Il faudra également modifier l'instrument de financement, en remplaçant le transfert global actuel par un fonds réservé à l'enseignement postecondaire assorti de lignes directrices nationales et des modalités d'imputabilité, comme nous l'avons proposé dans notre projet de loi canadienne sur l'enseignement postsecondaire.
Tant que les gouvernements fédéral et provinciaux n'offriront pas de nouveau programme de financement ni ne feront preuve d'un engagement renouvelé envers l'enseignement postsecondaire, l'accessibilité et la qualité se détérioreront davantage et notre capacité en tant que pays à retirer des avantages sociaux, culturels et économiques de l'éducation sera toujours compromise.
Le milieu universitaire doit hausser le ton et faire connaître ses préoccupations devant l'inaptitude des gouvernements fédéral et provinciaux à freiner le déclin des universités et des collèges canadiens. Nous devons profiter de tous les rassemblements politiques pour parler de la situation de l'enseignement postsecondaire et de la difficulté des étudiants d'y avoir accès. Nous devons faire pression sur les candidats et candidates à des postes électifs et de direction pour qu'ils s'engagent à améliorer l'enseignement postsecondaire.
Il y a quelques mois, j'ai eu l'occasion de demander au premier ministre du Nouveau-Brunswick Bernard Lord pourquoi les gouvernements provinciaux n'étaient pas prêts à accroître le financement des universités. Sa réponse est éloquente : son gouvernement ne constate pas que la population exige plus de financement pour les universités.

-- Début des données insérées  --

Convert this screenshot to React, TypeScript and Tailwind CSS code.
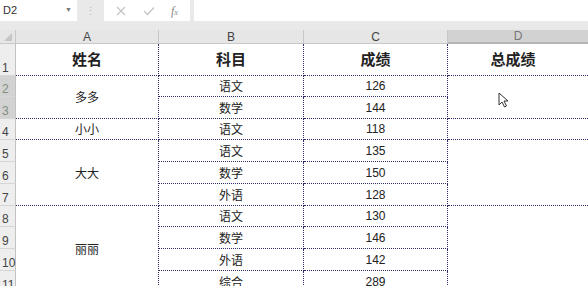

Il nous revient d'intensifier les pressions. La classe politique, ou son personnel, lit les courriels, les lettres et les télécopies qu'elle reçoit. Si vous partagez mes préoccupations, envoyez une lettre ou un courriel à votre député fédéral et à votre député provincial. Suggérez à vos étudiants et étudiantes d'en faire de même ainsi que leurs parents. Peut-être que, tous ensembles, nous pourrons nous faire entendre et que la classe politique commencera à sentir la pression.